An analytical framework has been developed to describe the transient behavior of negative resistance injection-locked oscillators based on Adler's equation. Design insights are provided by using a combination of analytical simplifications and graphical interpretation. It has been shown that injection locking can be used to meet the requirements for fast hopping systems like the MBOA-UWB specification. The theoretical analysis and design solutions have been verified by extensive simulations on real CMOS processes.

 

TP-30

A Wideband CMOS Linear Digital Phase Rotator,  H. Wang and A. Hajimiri, California Institute of Technology

 

This paper presents a 10-bit wideband Cartesian phase rotator with a novel linear digital VGA implemented in a 0.13 µm  CMOS process.
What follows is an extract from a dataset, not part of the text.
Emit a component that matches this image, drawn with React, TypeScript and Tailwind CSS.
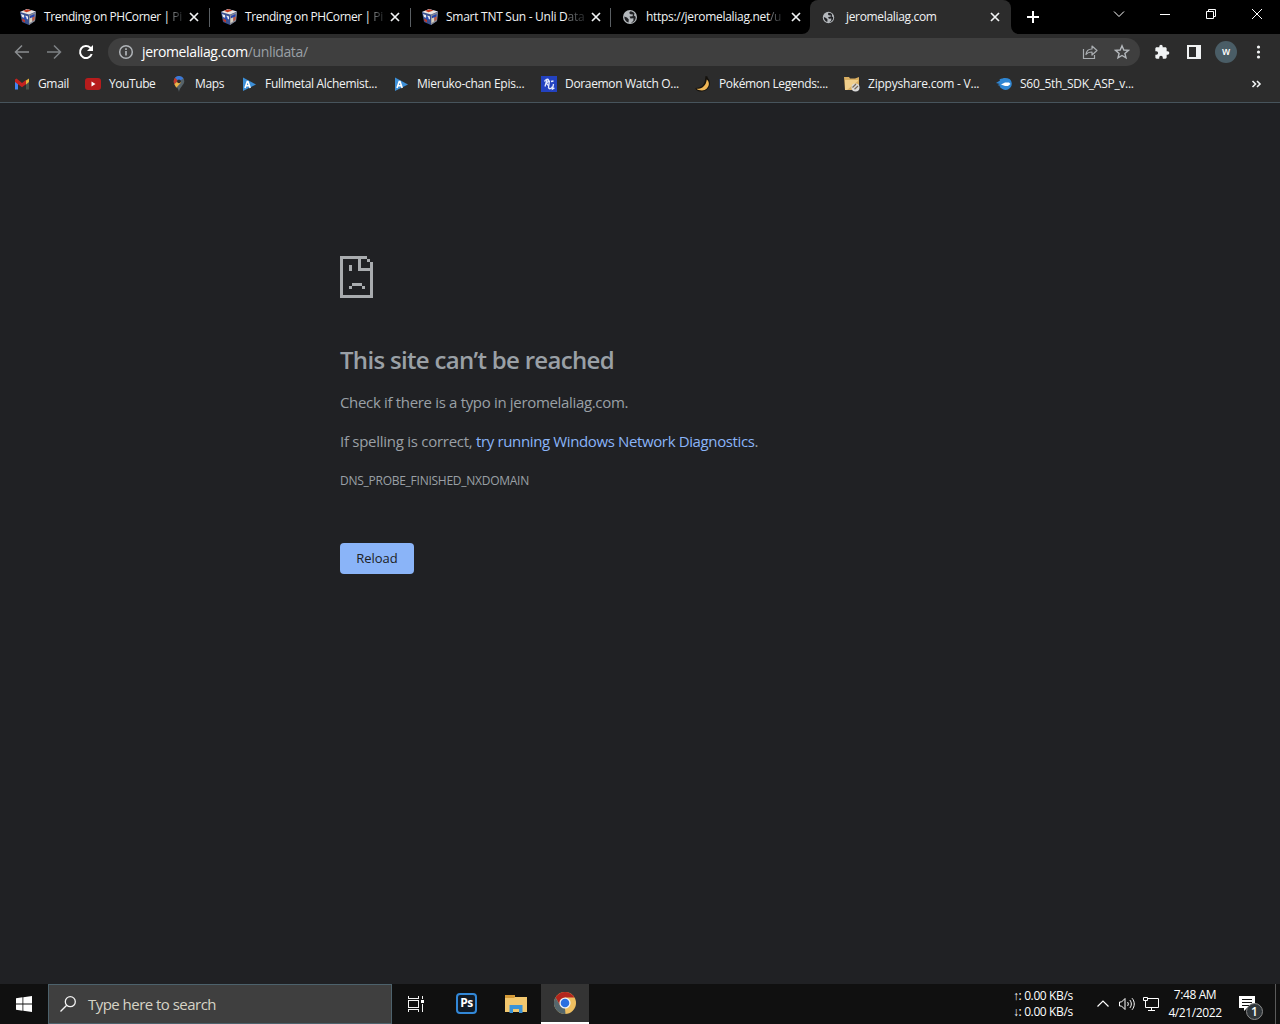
import type { ReactNode } from "react";

const uiFont = "font-['Open_Sans','Noto_Sans',sans-serif]";

function CubeIcon() {
  return (
    <svg className="w-4 h-4 shrink-0" viewBox="0 0 16 16">
      <path d="M0 3 7 0 16 2.500 15 12 9 16 2 13Z" fill="#39508f" />
      <path d="M9 6 16 3 15 12 9 16Z" fill="#8a8b93" />
      <path d="M0 3 7 0 16 2.500 9 5.500Z" fill="#ece6e2" />
      <path d="M3 1.800 7.500 .2 11.500 1.500 6.500 3.300Z" fill="#c43a22" />
      <path d="M1 5 4 6 4.500 9 2 8ZM5.500 6.500 8 7.500 8 10.500 6 9.500Z" fill="#e9eaf2" />
      <path d="M2 9.500 5 11 5 13.500 2.500 12Z" fill="#c0392b" />
      <path d="M4 7.500 6.500 8.500 6.500 11 4.500 10Z" fill="#2347c0" />
      <path d="M10 7 14.500 5 14.500 7.500 10 9.500Z" fill="#2745b0" />
      <path d="M9.500 9.500 12 8.500 12 12.500 9.500 14Z" fill="#d8d2c4" />
      <path d="M12.500 8.500 14.800 7.500 14.300 11 12.500 12Z" fill="#c4513a" />
    </svg>
  );
}

function GlobeIcon({ className }: { className: string }) {
  return (
    <svg className={className} viewBox="0 0 16 16">
      <circle cx="8" cy="8" r="7" fill="#b4b8bc" />
      <path
        d="M8.500 2.300C7 3 7 4.500 8.300 5.300L11 5.500 10.500 7.200 7.500 7.500 8.500 9.500 11.500 9.300 11.300 12 9 13.700 10.500 13.500C12.800 12.500 13.900 10.300 13.700 7.800L12 6.500 12.500 4.500C11.500 3.200 10.200 2.500 8.500 2.300ZM2.300 7.500 5 8.500 6.800 10.500 6.500 13.500C3.800 12.800 2.200 10.300 2.300 7.500Z"
        fill="#202124"
      />
    </svg>
  );
}

function CloseIcon() {
  return (
    <svg className="w-4 h-4" viewBox="0 0 16 16" stroke="#f1f3f4" strokeWidth="1.700">
      <path d="m4 4 8 8M12 4l-8 8" />
    </svg>
  );
}

interface TabProps {
  title: string;
  rest?: string;
  icon: ReactNode;
  active?: boolean;
  divider?: boolean;
  size?: string;
}

function Tab({ title, rest, icon, active, divider, size = "w-[200px] tracking-[-0.27px]" }: TabProps) {
  return (
    <div
      className={`relative flex items-center h-[34px] shrink-0 ${size} ${
        active ? "bg-[#2c2c2c] rounded-t-lg pl-3" : "pl-[11px]"
      }`}
    >
      {icon}
      <div className="ml-2 w-[137px] shrink-0 whitespace-nowrap text-xs text-[#f1f3f4]">
        {title}
        {rest && (
          <span className="bg-gradient-to-r from-[#85888a] to-[#2c2e30] bg-clip-text text-transparent">{rest}</span>
        )}
      </div>
      <div className={active ? "ml-[4px]" : "ml-[5px]"}>
        <CloseIcon />
      </div>
      {divider && <div className="absolute right-0 top-2 h-[19px] w-px bg-[#5a5f63]" />}
      {active && (
        <>
          <svg className="absolute -left-2 bottom-0 w-2 h-2" viewBox="0 0 8 8">
            <path d="M8 0V8H0A8 8 0 0 0 8 0Z" fill="#2c2c2c" />
          </svg>
          <svg className="absolute -right-2 bottom-0 w-2 h-2" viewBox="0 0 8 8">
            <path d="M0 0V8H8A8 8 0 0 1 0 0Z" fill="#2c2c2c" />
          </svg>
        </>
      )}
    </div>
  );
}

function TabStrip() {
  return (
    <div className="flex h-[34px] bg-black pl-[9px]">
      <Tab divider size="w-[201px] tracking-[-0.43px]" title="Trending on PHCorner | " rest="Pi" icon={<CubeIcon />} />
      <Tab divider size="w-[201px] tracking-[-0.43px]" title="Trending on PHCorner | " rest="Pi" icon={<CubeIcon />} />
      <Tab divider title="Smart TNT Sun - Unli D" rest="ata" icon={<CubeIcon />} />
      <Tab
        size="w-[199px] tracking-[-0.3px]"
        title="https://jeromelaliag.net"
        rest="/u"
        icon={<GlobeIcon className="w-4 h-4 shrink-0" />}
      />
      <Tab
        active
        size="w-[201px] tracking-[-0.33px]"
        title="jeromelaliag.com"
        icon={<GlobeIcon className="w-[13px] h-[13px] mr-[3px] shrink-0" />}
      />
      <div className="flex items-center pl-[14px]">
        <svg className="w-4 h-4" viewBox="0 0 16 16" stroke="#fff" strokeWidth="2">
          <path d="M2 8h12M8 2v12" />
        </svg>
      </div>
      <div className="ml-auto flex h-7 text-white">
        {[
          <path d="m3 5.500 5 5 5-5" />,
          <path d="M3 8.500h10" />,
          <path d="M3.500 5.500h7v7h-7zM5.500 5.500v-2h7v7h-2" />,
          <path d="m3 3 10 10M13 3 3 13" />,
        ].map((shape, i) => (
          <div key={i} className="flex w-[46px] items-center justify-center">
            <svg className="w-4 h-4" viewBox="0 0 16 16" fill="none" stroke="currentColor">
              {shape}
            </svg>
          </div>
        ))}
      </div>
    </div>
  );
}

function Toolbar() {
  return (
    <div className="flex h-9 items-center bg-[#2c2c2c] pl-[14px] pr-[14px]">
      <div className="flex gap-4 w-[94px] shrink-0">
        <svg className="w-4 h-4" viewBox="0 0 16 16" fill="none" stroke="#8a8d90" strokeWidth="1.500">
          <path d="M15 8H2M8 1.500 1.500 8 8 14.500" />
        </svg>
        <svg className="w-4 h-4" viewBox="0 0 16 16" fill="none" stroke="#7d8184" strokeWidth="1.500">
          <path d="M1 8h13M8 1.500 14.500 8 8 14.500" />
        </svg>
        <svg className="w-4 h-4" viewBox="0 0 16 16" fill="none" stroke="#fff" strokeWidth="2">
          <path d="M13.700 10A6 6 0 1 1 12.300 3.800L14 5.500" />
          <path d="M15 1v6H9Z" fill="#fff" stroke="none" />
        </svg>
      </div>
      <div className="flex h-7 flex-1 items-center rounded-full bg-[#3f3f3f] pl-[10px] pr-[10px]">
        <svg className="w-4 h-4" viewBox="0 0 16 16" fill="none" stroke="#b0b4b8" strokeWidth="1.500">
          <circle cx="8" cy="8" r="6.300" />
          <path d="M8 7v4.500M8 4.300v1.600" strokeWidth="1.700" />
        </svg>
        <div className="ml-2 text-sm tracking-[-0.38px] text-white">
          jeromelaliag.com<span className="text-[#9aa0a6]">/unlidata/</span>
        </div>
        <div className="ml-auto flex gap-4">
          <svg className="w-4 h-4" viewBox="0 0 16 16" fill="none" stroke="#a9adb1" strokeWidth="1.200">
            <path d="M1.500 5v9.500h11V11" />
            <path d="M4 10.500C4.300 7 6.500 5 10 5V2l5 4.500-5 4.500V8C7.300 8 5.500 8.500 4 10.500Z" strokeLinejoin="round" />
          </svg>
          <svg className="w-4 h-4" viewBox="0 0 16 16" fill="none" stroke="#b4b8bc" strokeWidth="1.400">
            <path d="m8 1.800 1.800 4.200 4.600.4-3.500 3 1.100 4.500L8 11.500l-4 2.400 1.100-4.500-3.500-3L6.200 6Z" />
          </svg>
        </div>
      </div>
      <div className="ml-[14px] flex items-center text-[#f1f3f4]">
        <svg className="w-4 h-4" viewBox="0 0 24 24" fill="currentColor">
          <path d="M20.500 11H19V7c0-1.100-.9-2-2-2h-4V3.500a2.500 2.500 0 0 0-5 0V5H4c-1.100 0-2 .9-2 2v3.800h1.500a2.700 2.700 0 0 1 0 5.400H2V20c0 1.100.9 2 2 2h3.800v-1.500a2.700 2.700 0 0 1 5.400 0V22H17c1.100 0 2-.9 2-2v-4h1.500a2.500 2.500 0 0 0 0-5Z" />
        </svg>
        <svg className="ml-4 w-4 h-4" viewBox="0 0 16 16" fill="none" stroke="currentColor" strokeWidth="2">
          <path d="M2 2h12v12H2z" />
          <path d="M10 2h4v12h-4z" fill="currentColor" stroke="none" />
        </svg>
        <div className="ml-[13px] flex h-[22px] w-[22px] items-center justify-center rounded-full bg-[#4a5d66] pb-px text-[10px] font-semibold text-white">
          w
        </div>
        <svg className="ml-[13px] w-4 h-4" viewBox="0 0 16 16" fill="currentColor">
          <circle cx="8.500" cy="3" r="1.600" />
          <circle cx="8.500" cy="8" r="1.600" />
          <circle cx="8.500" cy="13" r="1.600" />
        </svg>
      </div>
    </div>
  );
}

const gmail = (
  <>
    <path d="M1 4v9.500h3V7Z" fill="#4285f4" />
    <path d="M15 4v9.500h-3V7Z" fill="#48524a" />
    <path d="M12 4.500 15 2.500V6l-3 2.500Z" fill="#e8b53c" />
    <path d="M1 3.500 2.500 2.500 8 7l4-3v4.300L8 11.300 1 6Z" fill="#c5221f" />
  </>
);

const youtube = (
  <>
    <rect x="0" y="2" width="16" height="12" rx="3" fill="#b71c1c" />
    <path d="m6.500 5.500 4 2.500-4 2.500Z" fill="#fff" />
  </>
);

const maps = (
  <>
    <path d="M8 0a5.300 5.300 0 0 1 5.300 5.300C13.300 9 9 10.500 8 16 7 10.500 2.700 9 2.700 5.300A5.300 5.300 0 0 1 8 0Z" fill="#56636a" />
    <path d="M4 1.800A5.300 5.300 0 0 1 12.500 2.500L6.300 6.200Z" fill="#3b78d8" />
    <path d="M4 1.800 7 4.500 3.300 8.200C2.400 6.300 2.400 3.500 4 1.800Z" fill="#c5392b" />
    <path d="M3.300 8.200 8 4l2 2.500-4.700 5.300Z" fill="#edb548" />
    <circle cx="8" cy="5.300" r="1.900" fill="#2c2c2c" />
  </>
);

const anime = (
  <>
    <path d="M2 1.500 15 8.500 2 15Z" fill="#3c8fd8" />
    <path d="m4 12 2.200-6.500h.8L9.200 12M5 9.800h3.500" fill="none" stroke="#fff" strokeWidth="1.600" />
  </>
);

const runic = (
  <>
    <path d="M0 0h16v16H0z" fill="#2342c0" />
    <path
      d="M3.500 5.500C4.500 3 7 2.500 7.500 4S6 7 4.500 7.200M6 3.500 4 10.500M5.500 7.200 7 9.500M8.500 4.500 7.500 11.500C8 13.500 10.500 13 11.500 10.500M10 5.500l2.500-.5M12.500 8l-1 5 2-1"
      fill="none"
      stroke="#e6ecff"
      strokeWidth="1.300"
    />
  </>
);

const banana = (
  <>
    <path d="M10.500 0 12.500 .5 12.800 2C17.500 7 14 15.500 6 15.500 3 15.500.5 14 .5 12 6 12 9.500 9 10 4Z" fill="#15120d" />
    <path d="M11.800 3.500C16.500 7.500 12.500 14.500 7 14.500 4.500 14.500 2.500 14 1.500 12.800 7.500 13 11 9.500 11.800 3.500Z" fill="#efb656" />
  </>
);

const zippy = (
  <>
    <path d="M0 1h5l1 1.500h5L15 1v13H1Z" fill="#d9ae61" />
    <path d="M1 4h13v1L3 14H1Z" fill="#f0cf8c" />
    <circle cx="11.500" cy="11.500" r="4" fill="#dadada" />
    <path d="m8.500 11.500 3.500-3.500M10.500 13.300 14 10" stroke="#7a6a55" strokeWidth="1.200" />
  </>
);

const comet = (
  <>
    <path d="M0 7 4 4.500 3.500 3.500C7 1.500 11 1.500 13.500 3 17 6 16.500 11.500 12 13.500 9 14.500 6 13.500 3.500 10.800L4.500 10 1.500 9 4 8Z" fill="#2f86d3" />
    <path d="M5 8.500 9 6.500h4l1.500 1.500L12 10H9Z" fill="#fff" />
  </>
);

const bookmarks = [
  { label: "Gmail", icon: gmail, size: "w-[71px] tracking-[-0.35px]" },
  { label: "YouTube", icon: youtube, size: "w-[86px] tracking-[-0.42px]" },
  { label: "Maps", icon: maps, size: "w-[70px] tracking-[-0.35px]" },
  { label: "Fullmetal Alchemist...", icon: anime, size: "w-[152px] tracking-[-0.3px]" },
  { label: "Mieruko-chan Epis...", icon: anime, size: "w-[148px] tracking-[-0.27px]" },
  { label: "Doraemon Watch O...", icon: runic, size: "w-[154px] tracking-[-0.33px]" },
  { label: "Pokémon Legends:...", icon: banana, size: "w-[149px] tracking-[-0.36px]" },
  { label: "Zippyshare.com - V...", icon: zippy, size: "w-[152px] tracking-[-0.22px]" },
  { label: "S60_5th_SDK_ASP_v...", icon: comet, size: "w-[150px] tracking-[-0.28px]" },
];

function BookmarksBar() {
  return (
    <div className="flex h-[33px] items-center border-b border-[#47545c] bg-[#2c2c2c] pb-1 pl-[14px] pr-4">
      {bookmarks.map((b) => (
        <div key={b.label} className={`flex items-center gap-2 shrink-0 ${b.size}`}>
          <svg className="w-4 h-4 shrink-0" viewBox="0 0 16 16">
            {b.icon}
          </svg>
          <span className="whitespace-nowrap text-xs text-[#f1f3f4]">{b.label}</span>
        </div>
      ))}
      <svg className="ml-auto w-4 h-4" viewBox="0 0 16 16" fill="none" stroke="#f1f3f4" strokeWidth="1.600">
        <path d="m4.500 5 3 3-3 3M9 5l3 3-3 3" />
      </svg>
    </div>
  );
}

function ErrorPage() {
  return (
    <main className="flex-1 bg-[#202124] pl-[340px] pt-[153px] text-[#9aa0a6]">
      <svg className="w-[33px] h-[42px]" viewBox="0 0 33 42" fill="#a9acaf" shapeRendering="crispEdges">
        <path d="M0 0h27v3H3v36h27V6h3v36H0Z" />
        <path d="M27 3h3v3h-3zM18 3h3v9h9v3H18zM9 9h3v6H9zM12 27h10v3H12zM9 30h3v3H9zM22 30h3v3h-3z" />
      </svg>
      <h1 className="mt-[47px] text-2xl leading-[30px] font-semibold tracking-[-0.69px]">This site can’t be reached</h1>
      <p className="mt-[15px] text-[15px] leading-6 tracking-[-0.33px]">Check if there is a typo in jeromelaliag.com.</p>
      <p className="mt-[15px] text-[15px] leading-6 tracking-[-0.27px]">
        If spelling is correct,{" "}
        <a className="text-[#8ab4f8] tracking-[-0.37px]">try running Windows Network Diagnostics</a>.
      </p>
      <p className="mt-[19px] text-xs leading-[18px] tracking-[-0.26px]">DNS_PROBE_FINISHED_NXDOMAIN</p>
      <button className="mt-[53px] h-[31px] w-[74px] rounded bg-[#8ab4f8] text-[13px] text-[#202124]">Reload</button>
    </main>
  );
}

function Taskbar() {
  return (
    <footer className="flex h-10 items-center bg-[#101010] text-white">
      <div className="flex w-12 shrink-0 justify-center">
        <svg className="w-4 h-4" viewBox="0 0 16 16" fill="#fff">
          <path d="M0 2.200 6.500 1.300V7.500H0ZM7.300 1.200 16 0v7.500H7.300ZM0 8.400h6.500v6.300L0 13.800ZM7.300 8.400H16V16l-8.700-1.200Z" />
        </svg>
      </div>
      <div className="flex h-10 w-[344px] shrink-0 items-center border border-[#4d626c] bg-[#3f3f3f] pl-[11px]">
        <svg className="w-4 h-4" viewBox="0 0 16 16" fill="none" stroke="#f3f3f3" strokeWidth="1.300">
          <circle cx="10.300" cy="5.700" r="5" />
          <path d="M6.700 9.300.5 15.500" />
        </svg>
        <span className="ml-3 text-[15px] tracking-[-0.53px] text-[#d6d3c6]">Type here to search</span>
      </div>
      <div className="flex w-12 justify-center">
        <svg className="w-4 h-4" viewBox="0 0 16 16" fill="none" stroke="#f3f3f3" shapeRendering="crispEdges">
          <path d="M.5 0v2.500h10V0M.5 16v-2.500h10V16M.5 4.500h10v7H.5zM14.500 0v3M14.500 8v8" />
          <path d="M13 4h3v3h-3z" fill="#fff" stroke="none" />
        </svg>
      </div>
      <div className="ml-[3px] flex w-12 justify-center">
        <div className="mb-[2px] mr-px flex h-[21px] w-[21px] items-center justify-center rounded border-2 border-[#3288d8] bg-[#101a26] text-xs font-bold tracking-[-0.5px]">
          Ps
        </div>
      </div>
      <div className="ml-px flex w-12 justify-center">
        <svg className="w-[22px] h-[18px]" viewBox="0 0 22 18">
          <path d="M0 0h8l2 2h12v15H0Z" fill="#f2c76e" />
          <path d="M0 0h10v2L9 3H0Z" fill="#d49a38" />
          <path d="M4.500 10h13v8H14v-4H8v4H4.500Z" fill="#3a93d8" />
        </svg>
      </div>
      <div className="ml-px flex h-10 w-12 items-center justify-center border-b-2 border-white bg-[#343434]">
        <svg className="w-[22px] h-[22px]" viewBox="0 0 22 22">
          <circle cx="11" cy="11" r="11" fill="#efbf60" />
          <path d="M1.500 5.500A11 11 0 0 1 20.500 5.500H11L6.200 13.700Z" fill="#b3261e" />
          <path d="M1.500 5.500 6.300 13.700 11 16.500 11.500 22A11 11 0 0 1 1.500 5.500Z" fill="#55666c" />
          <circle cx="11" cy="11" r="5.600" fill="#f3f3f3" />
          <circle cx="11" cy="11" r="4.300" fill="#2b6fe0" />
        </svg>
      </div>
      <div className="ml-auto w-[61px] whitespace-nowrap text-xs leading-4 tracking-[-0.38px]">
        <div>↑: 0.00 KB/s</div>
        <div>↓: 0.00 KB/s</div>
      </div>
      <div className="ml-[21px] flex items-center gap-2">
        <svg className="w-4 h-4" viewBox="0 0 16 16" fill="none" stroke="#fff" strokeWidth="1.200">
          <path d="M2.500 10.500 8 5l5.500 5.500" />
        </svg>
        <svg className="w-4 h-4" viewBox="0 0 16 16" fill="none" stroke="#fff">
          <path d="M.5 6h2L6 2.500v11L2.500 10h-2ZM8.500 6c1 1 1 3 0 4M10.800 4c2 2.300 2 5.700 0 8M13 2.200c3 3.300 3 8.300 0 11.600" />
        </svg>
        <svg className="w-4 h-4" viewBox="0 0 16 16" fill="none" stroke="#fff">
          <path d="M5 2.500h10.500v9H2.500V6M8.500 11.500v3M5 14.500h7M.5 1.500h4v3h-4zM2.500 4.500V7" />
        </svg>
      </div>
      <div className="ml-[8px] w-[56px] text-center text-xs leading-[18px] tracking-[-0.4px]">
        <div>7:48 AM</div>
        <div>4/21/2022</div>
      </div>
      <div className="relative ml-4 mr-[12px] h-6 w-6">
        <svg className="w-6 h-6" viewBox="0 0 24 24">
          <path d="M0 4h16v12H8l-3 3v-3H0Z" fill="#fff" />
          <path d="M3 7.500h10M3 10.500h10M3 13.500h7" stroke="#101010" />
        </svg>
        <div className="absolute left-[7px] top-[11px] flex h-[17px] w-[17px] items-center justify-center rounded-full border border-[#8b8b8b] bg-[#30363a] text-xs font-semibold">
          1
        </div>
      </div>
      <div className="h-10 w-px mr-[4px] bg-[#5a5a5a]" />
    </footer>
  );
}

export default function App() {
  return (
    <div className={`flex h-[1024px] w-[1280px] flex-col overflow-hidden ${uiFont}`}>
      <TabStrip />
      <Toolbar />
      <BookmarksBar />
      <ErrorPage />
      <Taskbar />
    </div>
  );
}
The VGA topology is robust to device modeling uncertainties and PVT variations. The system provides 7.8dB voltage gain with -3dB bandwidth of 7.6GHz. A maximum phase error of 2º has been achieved for a phase shifting range of 360º with 32 phase steps of 11.25º. The capability to compensate for mismatched quadrature inputs is also demonstrated.

 

TP-31

Low-Power CMOS Energy Detection Transceiver for UWB Impulse Radio System,  T.-A. Phan, V. Krizhanovskii, S.G. Lee, Information and Communications University

 

This paper presents an ultra low-power non-coherent transceiver (TRx) operating in 3-5 GHz band using energy detection (ED) receiver for impulse radio ultra-wideband (IR-UWB) systems. The proposed low-complexity ED receiver consists of a wideband LNA, a squarer, an analog integrator, and a sample and hold circuit, of which only the LNA consumes static current. The transmitter consists of a pulser which is based on the ON/OFF operation of an LC oscillator. Fabricated in 0.18-µm CMOS technology with 1.5 V supply, measurements show the FCC-compliant output pulses with the duration of 3.5 ns, which corresponds to 520 MHz bandwidth. Maximum pulse rate is up to over 200 MHz. The pulser dissipates only the dynamic current with average energy of 16.8 pJ per pulse, and the receiver dissipates 3.5 mA of static current. The receiver shows 9 dB of NF and a sensitivity of -70 dB.  Transceiver die size is 1.3 x 1mm.